The problem: Where a line holds the word "page", copy that line.
*** Given data ***
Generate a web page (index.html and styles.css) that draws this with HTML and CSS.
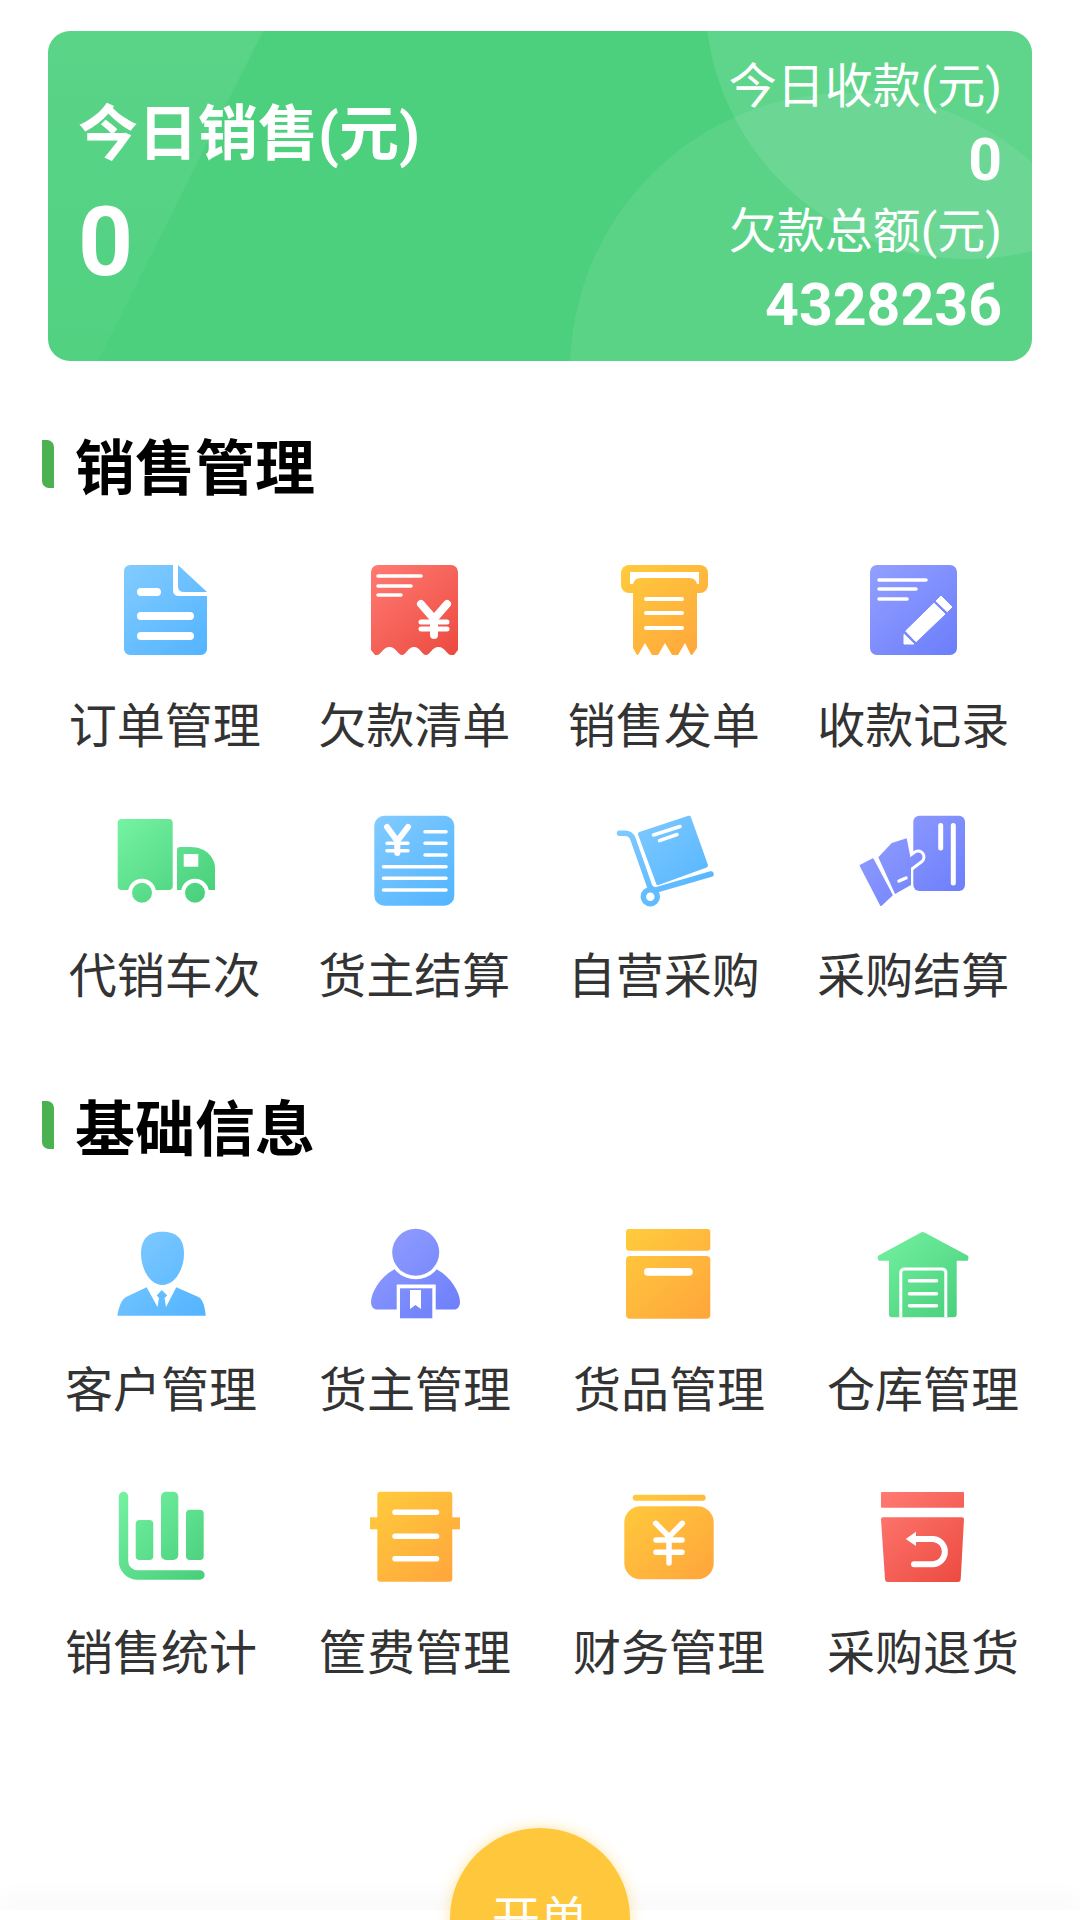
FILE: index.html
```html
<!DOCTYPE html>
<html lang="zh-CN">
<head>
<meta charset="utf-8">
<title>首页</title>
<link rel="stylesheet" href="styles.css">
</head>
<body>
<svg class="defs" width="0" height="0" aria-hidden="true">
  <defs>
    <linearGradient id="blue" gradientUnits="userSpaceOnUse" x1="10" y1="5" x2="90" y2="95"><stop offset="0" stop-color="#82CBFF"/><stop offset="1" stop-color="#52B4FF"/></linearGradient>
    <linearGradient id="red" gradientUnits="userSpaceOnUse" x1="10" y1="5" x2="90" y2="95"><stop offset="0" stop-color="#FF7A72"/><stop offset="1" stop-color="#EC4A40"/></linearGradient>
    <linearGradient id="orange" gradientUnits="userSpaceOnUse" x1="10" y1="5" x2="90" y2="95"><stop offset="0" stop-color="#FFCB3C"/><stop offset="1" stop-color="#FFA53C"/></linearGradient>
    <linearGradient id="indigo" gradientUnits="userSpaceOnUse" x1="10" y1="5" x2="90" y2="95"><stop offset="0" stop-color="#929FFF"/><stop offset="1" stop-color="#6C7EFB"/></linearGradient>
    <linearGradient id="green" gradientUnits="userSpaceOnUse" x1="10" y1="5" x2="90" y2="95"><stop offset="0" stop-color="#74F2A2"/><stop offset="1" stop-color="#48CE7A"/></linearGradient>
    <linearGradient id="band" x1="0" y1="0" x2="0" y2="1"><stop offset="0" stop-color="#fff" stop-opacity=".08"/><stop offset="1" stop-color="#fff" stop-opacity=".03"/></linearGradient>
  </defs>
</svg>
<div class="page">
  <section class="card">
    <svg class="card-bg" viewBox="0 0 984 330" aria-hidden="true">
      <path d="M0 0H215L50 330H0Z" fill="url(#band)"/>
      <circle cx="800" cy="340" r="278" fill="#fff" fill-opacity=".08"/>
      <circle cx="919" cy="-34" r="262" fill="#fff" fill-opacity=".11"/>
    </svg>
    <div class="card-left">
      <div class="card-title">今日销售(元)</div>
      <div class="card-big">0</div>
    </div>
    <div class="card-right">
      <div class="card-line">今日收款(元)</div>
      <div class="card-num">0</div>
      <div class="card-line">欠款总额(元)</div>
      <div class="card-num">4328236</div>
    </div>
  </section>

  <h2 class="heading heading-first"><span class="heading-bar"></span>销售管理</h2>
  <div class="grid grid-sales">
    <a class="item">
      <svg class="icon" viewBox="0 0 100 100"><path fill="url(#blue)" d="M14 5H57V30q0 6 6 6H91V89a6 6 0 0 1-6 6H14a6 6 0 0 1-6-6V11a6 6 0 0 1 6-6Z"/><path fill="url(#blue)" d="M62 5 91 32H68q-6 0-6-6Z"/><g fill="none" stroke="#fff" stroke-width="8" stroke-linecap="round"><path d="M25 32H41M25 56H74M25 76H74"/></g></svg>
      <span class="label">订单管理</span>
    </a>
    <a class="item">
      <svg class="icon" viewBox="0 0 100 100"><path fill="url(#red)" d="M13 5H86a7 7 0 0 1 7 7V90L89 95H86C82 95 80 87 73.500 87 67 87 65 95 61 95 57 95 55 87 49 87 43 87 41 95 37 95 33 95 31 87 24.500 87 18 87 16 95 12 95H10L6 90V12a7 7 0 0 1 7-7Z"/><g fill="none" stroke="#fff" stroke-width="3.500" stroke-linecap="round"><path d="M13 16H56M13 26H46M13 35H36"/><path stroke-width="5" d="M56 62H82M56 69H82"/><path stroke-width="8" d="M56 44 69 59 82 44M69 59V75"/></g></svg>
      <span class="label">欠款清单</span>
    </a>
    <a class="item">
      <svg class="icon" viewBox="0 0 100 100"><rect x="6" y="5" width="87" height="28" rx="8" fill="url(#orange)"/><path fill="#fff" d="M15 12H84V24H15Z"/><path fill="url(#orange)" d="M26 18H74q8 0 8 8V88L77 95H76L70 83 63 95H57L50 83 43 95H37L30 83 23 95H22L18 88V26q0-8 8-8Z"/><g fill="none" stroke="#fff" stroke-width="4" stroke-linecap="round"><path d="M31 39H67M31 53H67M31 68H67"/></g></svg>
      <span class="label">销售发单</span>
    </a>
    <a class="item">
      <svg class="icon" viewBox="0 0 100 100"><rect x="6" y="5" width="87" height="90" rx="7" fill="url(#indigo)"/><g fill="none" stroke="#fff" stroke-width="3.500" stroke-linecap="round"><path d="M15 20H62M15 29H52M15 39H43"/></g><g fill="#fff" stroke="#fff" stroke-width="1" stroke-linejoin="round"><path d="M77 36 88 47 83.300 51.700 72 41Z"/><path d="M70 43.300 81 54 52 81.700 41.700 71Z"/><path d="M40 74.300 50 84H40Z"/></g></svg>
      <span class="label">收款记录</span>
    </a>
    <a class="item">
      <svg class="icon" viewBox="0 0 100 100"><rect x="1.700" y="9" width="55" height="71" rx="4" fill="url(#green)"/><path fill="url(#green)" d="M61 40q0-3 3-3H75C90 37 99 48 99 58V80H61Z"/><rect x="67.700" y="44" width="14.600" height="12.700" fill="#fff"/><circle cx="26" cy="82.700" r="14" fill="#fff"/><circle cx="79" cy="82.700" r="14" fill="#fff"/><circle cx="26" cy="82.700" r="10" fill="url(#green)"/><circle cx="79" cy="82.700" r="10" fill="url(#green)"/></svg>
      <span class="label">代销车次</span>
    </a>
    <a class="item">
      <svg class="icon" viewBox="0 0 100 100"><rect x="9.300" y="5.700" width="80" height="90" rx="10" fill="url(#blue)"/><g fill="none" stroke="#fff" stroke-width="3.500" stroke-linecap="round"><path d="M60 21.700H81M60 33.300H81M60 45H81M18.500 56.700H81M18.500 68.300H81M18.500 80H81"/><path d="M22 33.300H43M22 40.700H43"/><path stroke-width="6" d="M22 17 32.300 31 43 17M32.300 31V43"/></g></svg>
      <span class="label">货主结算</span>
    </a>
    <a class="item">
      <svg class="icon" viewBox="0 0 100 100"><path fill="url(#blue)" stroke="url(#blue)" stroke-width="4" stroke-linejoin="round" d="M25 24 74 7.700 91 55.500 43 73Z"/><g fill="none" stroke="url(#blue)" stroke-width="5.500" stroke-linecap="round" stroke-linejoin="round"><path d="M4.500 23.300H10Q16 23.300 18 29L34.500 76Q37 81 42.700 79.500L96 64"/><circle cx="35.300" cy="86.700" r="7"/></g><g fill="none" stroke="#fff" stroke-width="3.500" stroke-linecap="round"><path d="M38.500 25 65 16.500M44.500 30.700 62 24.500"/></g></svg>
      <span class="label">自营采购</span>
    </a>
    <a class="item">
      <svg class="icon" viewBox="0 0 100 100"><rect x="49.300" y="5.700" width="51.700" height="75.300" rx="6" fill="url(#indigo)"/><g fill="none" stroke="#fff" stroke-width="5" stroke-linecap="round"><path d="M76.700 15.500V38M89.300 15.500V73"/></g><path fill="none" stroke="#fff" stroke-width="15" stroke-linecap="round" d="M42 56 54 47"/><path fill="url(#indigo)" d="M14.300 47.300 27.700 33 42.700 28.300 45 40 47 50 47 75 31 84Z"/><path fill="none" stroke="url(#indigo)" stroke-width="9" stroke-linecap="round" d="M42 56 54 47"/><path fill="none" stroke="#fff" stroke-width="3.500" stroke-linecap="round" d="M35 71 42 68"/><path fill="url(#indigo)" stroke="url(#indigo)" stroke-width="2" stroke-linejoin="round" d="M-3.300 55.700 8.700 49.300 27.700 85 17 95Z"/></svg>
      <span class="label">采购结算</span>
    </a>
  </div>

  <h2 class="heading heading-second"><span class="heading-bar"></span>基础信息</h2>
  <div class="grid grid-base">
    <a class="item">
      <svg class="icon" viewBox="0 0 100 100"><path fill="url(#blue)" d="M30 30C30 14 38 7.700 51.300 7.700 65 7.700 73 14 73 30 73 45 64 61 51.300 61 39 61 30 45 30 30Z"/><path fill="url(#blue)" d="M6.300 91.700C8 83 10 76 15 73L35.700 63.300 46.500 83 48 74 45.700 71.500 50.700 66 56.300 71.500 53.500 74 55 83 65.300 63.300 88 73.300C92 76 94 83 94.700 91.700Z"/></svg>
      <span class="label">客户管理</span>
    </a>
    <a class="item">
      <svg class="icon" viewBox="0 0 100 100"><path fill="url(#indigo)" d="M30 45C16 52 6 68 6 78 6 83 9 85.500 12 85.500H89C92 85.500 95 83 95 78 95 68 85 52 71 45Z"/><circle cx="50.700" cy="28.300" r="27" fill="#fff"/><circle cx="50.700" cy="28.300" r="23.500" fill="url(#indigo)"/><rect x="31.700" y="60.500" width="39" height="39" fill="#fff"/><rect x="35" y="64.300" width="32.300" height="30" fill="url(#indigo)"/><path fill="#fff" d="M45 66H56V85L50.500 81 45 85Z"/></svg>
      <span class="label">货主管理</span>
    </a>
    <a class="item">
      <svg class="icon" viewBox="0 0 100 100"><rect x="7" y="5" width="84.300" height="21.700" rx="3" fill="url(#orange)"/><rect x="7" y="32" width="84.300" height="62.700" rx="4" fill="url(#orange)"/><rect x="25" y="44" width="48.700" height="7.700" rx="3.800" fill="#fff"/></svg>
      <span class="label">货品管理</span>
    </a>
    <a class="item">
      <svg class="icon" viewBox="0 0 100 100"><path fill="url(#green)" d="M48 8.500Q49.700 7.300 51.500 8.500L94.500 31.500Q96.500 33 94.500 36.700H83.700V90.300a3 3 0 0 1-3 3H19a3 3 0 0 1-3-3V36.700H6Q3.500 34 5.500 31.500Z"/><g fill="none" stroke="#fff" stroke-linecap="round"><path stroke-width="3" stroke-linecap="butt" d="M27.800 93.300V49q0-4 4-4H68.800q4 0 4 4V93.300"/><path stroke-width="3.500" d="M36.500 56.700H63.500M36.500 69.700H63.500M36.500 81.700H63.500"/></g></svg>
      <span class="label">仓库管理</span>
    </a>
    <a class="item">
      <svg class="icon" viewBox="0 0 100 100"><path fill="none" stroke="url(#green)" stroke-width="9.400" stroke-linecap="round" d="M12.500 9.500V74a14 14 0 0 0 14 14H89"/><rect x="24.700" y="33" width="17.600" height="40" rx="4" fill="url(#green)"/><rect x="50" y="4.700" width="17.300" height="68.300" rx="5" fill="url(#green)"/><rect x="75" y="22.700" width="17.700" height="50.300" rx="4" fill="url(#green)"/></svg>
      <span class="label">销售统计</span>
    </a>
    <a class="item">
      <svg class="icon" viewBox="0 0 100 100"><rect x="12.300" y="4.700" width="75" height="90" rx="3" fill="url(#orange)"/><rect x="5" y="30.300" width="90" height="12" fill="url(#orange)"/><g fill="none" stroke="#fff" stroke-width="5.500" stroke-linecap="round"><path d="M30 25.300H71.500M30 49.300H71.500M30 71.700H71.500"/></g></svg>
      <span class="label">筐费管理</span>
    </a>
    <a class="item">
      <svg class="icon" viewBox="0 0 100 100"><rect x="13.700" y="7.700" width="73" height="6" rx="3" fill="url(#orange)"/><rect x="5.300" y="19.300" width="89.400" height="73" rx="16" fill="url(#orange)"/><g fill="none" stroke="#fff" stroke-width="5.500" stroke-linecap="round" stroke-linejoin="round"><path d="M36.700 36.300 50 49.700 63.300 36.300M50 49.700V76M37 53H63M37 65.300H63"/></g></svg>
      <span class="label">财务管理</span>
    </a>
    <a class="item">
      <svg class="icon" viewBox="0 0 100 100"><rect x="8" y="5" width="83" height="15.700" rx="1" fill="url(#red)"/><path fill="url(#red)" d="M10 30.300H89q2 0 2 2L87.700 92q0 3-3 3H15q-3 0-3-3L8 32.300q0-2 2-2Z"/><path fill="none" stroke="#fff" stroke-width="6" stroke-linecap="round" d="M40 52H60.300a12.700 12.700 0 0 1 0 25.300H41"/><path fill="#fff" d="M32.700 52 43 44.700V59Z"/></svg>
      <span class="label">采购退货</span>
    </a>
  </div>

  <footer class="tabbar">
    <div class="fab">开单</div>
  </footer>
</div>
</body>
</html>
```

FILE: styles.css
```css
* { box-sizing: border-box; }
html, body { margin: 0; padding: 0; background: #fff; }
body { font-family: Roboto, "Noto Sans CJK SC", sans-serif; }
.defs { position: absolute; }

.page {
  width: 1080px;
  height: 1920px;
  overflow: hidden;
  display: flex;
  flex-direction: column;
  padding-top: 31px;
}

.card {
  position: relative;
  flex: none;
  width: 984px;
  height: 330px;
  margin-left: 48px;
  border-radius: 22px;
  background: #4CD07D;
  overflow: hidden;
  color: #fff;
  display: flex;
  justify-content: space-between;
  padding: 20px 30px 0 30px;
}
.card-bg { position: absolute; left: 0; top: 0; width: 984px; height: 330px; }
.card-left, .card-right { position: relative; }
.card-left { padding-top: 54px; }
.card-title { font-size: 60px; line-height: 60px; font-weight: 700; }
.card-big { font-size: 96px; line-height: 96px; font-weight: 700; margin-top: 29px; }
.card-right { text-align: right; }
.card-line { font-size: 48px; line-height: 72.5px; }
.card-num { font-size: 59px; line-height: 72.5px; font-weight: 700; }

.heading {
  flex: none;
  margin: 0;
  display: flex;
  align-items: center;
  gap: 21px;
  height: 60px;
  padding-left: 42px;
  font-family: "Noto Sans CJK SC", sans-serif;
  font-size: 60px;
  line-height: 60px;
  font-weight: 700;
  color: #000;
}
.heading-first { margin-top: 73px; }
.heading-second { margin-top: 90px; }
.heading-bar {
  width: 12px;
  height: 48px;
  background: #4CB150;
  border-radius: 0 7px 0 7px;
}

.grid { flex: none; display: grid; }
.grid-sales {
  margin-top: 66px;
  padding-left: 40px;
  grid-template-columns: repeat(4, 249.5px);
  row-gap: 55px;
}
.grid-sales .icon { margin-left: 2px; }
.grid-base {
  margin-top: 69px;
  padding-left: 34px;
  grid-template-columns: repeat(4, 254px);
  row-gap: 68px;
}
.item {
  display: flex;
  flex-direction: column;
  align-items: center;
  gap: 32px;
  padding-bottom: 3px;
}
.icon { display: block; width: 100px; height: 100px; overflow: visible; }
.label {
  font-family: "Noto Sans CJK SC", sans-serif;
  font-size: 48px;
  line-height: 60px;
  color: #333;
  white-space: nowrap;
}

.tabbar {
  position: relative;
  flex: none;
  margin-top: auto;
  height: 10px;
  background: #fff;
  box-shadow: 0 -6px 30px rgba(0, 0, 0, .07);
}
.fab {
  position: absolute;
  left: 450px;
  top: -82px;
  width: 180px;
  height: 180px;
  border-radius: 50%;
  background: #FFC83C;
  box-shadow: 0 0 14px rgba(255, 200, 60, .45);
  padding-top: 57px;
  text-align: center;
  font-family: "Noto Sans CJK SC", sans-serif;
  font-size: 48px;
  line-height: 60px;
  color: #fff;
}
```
***
Response to this task:
Generate a web page (index.html and styles.css) that draws this with HTML and CSS.
<div class="page">
.page {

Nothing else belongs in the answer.